(PROVIDED DATA)

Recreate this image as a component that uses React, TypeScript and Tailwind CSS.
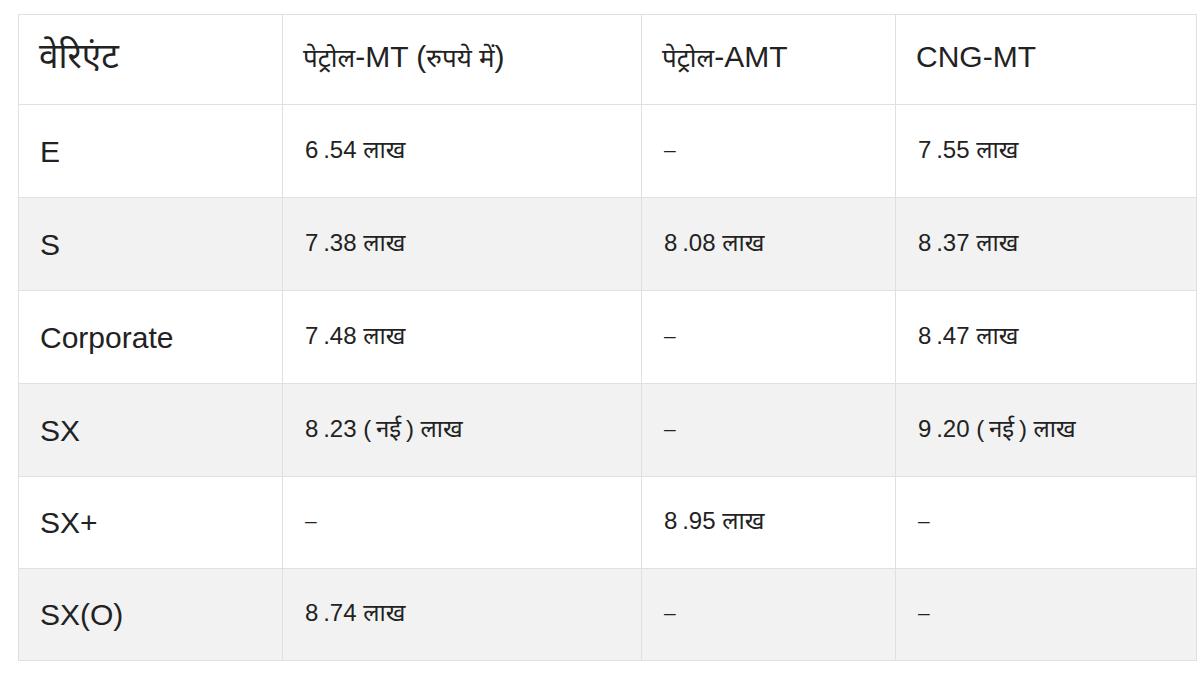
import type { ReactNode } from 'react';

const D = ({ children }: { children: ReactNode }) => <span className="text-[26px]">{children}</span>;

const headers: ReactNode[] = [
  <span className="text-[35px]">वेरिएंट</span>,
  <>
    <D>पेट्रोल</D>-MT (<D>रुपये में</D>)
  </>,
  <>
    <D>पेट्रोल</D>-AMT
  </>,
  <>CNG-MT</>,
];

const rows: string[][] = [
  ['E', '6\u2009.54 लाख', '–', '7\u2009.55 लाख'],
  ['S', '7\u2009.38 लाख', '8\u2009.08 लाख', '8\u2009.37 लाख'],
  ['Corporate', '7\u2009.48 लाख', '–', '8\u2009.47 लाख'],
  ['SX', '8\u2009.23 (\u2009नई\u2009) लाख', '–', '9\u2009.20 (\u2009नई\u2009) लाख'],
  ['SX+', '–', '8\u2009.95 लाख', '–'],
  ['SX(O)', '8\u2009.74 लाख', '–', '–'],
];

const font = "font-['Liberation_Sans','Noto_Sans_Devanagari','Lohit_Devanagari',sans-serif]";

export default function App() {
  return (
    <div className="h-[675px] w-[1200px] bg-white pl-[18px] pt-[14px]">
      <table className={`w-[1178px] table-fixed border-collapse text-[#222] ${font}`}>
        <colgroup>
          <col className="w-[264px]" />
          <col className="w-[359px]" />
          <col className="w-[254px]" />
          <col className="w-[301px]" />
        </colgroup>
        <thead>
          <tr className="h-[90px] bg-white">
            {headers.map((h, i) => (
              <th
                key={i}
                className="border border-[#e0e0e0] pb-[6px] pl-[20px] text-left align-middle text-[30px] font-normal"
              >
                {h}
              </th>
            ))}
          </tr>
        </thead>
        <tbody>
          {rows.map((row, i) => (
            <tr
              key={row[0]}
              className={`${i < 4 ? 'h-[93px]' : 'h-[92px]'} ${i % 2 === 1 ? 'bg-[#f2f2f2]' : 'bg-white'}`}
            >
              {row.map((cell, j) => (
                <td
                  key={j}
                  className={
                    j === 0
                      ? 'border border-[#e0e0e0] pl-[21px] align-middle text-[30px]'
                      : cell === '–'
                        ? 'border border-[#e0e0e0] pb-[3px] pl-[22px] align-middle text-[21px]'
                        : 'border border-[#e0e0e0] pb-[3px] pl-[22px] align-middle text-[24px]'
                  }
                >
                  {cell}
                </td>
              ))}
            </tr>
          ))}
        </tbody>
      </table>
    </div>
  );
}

(GIVEN EXERCISE) Restate the data above word for word. Skip every picture.

(REPLY)
Recreate this image as a component that uses React, TypeScript and Tailwind CSS.
import type { ReactNode } from 'react';

const D = ({ children }: { children: ReactNode }) => <span className="text-[26px]">{children}</span>;

const headers: ReactNode[] = [
  <span className="text-[35px]">वेरिएंट</span>,
  <>
    <D>पेट्रोल</D>-MT (<D>रुपये में</D>)
  </>,
  <>
    <D>पेट्रोल</D>-AMT
  </>,
  <>CNG-MT</>,
];

const rows: string[][] = [
  ['E', '6\u2009.54 लाख', '–', '7\u2009.55 लाख'],
  ['S', '7\u2009.38 लाख', '8\u2009.08 लाख', '8\u2009.37 लाख'],
  ['Corporate', '7\u2009.48 लाख', '–', '8\u2009.47 लाख'],
  ['SX', '8\u2009.23 (\u2009नई\u2009) लाख', '–', '9\u2009.20 (\u2009नई\u2009) लाख'],
  ['SX+', '–', '8\u2009.95 लाख', '–'],
  ['SX(O)', '8\u2009.74 लाख', '–', '–'],
];

const font = "font-['Liberation_Sans','Noto_Sans_Devanagari','Lohit_Devanagari',sans-serif]";

export default function App() {
  return (
    <div className="h-[675px] w-[1200px] bg-white pl-[18px] pt-[14px]">
      <table className={`w-[1178px] table-fixed border-collapse text-[#222] ${font}`}>
        <colgroup>
          <col className="w-[264px]" />
          <col className="w-[359px]" />
          <col className="w-[254px]" />
          <col className="w-[301px]" />
        </colgroup>
        <thead>
          <tr className="h-[90px] bg-white">
            {headers.map((h, i) => (
              <th
                key={i}
                className="border border-[#e0e0e0] pb-[6px] pl-[20px] text-left align-middle text-[30px] font-normal"
              >
                {h}
              </th>
            ))}
          </tr>
        </thead>
        <tbody>
          {rows.map((row, i) => (
            <tr
              key={row[0]}
              className={`${i < 4 ? 'h-[93px]' : 'h-[92px]'} ${i % 2 === 1 ? 'bg-[#f2f2f2]' : 'bg-white'}`}
            >
              {row.map((cell, j) => (
                <td
                  key={j}
                  className={
                    j === 0
                      ? 'border border-[#e0e0e0] pl-[21px] align-middle text-[30px]'
                      : cell === '–'
                        ? 'border border-[#e0e0e0] pb-[3px] pl-[22px] align-middle text-[21px]'
                        : 'border border-[#e0e0e0] pb-[3px] pl-[22px] align-middle text-[24px]'
                  }
                >
                  {cell}
                </td>
              ))}
            </tr>
          ))}
        </tbody>
      </table>
    </div>
  );
}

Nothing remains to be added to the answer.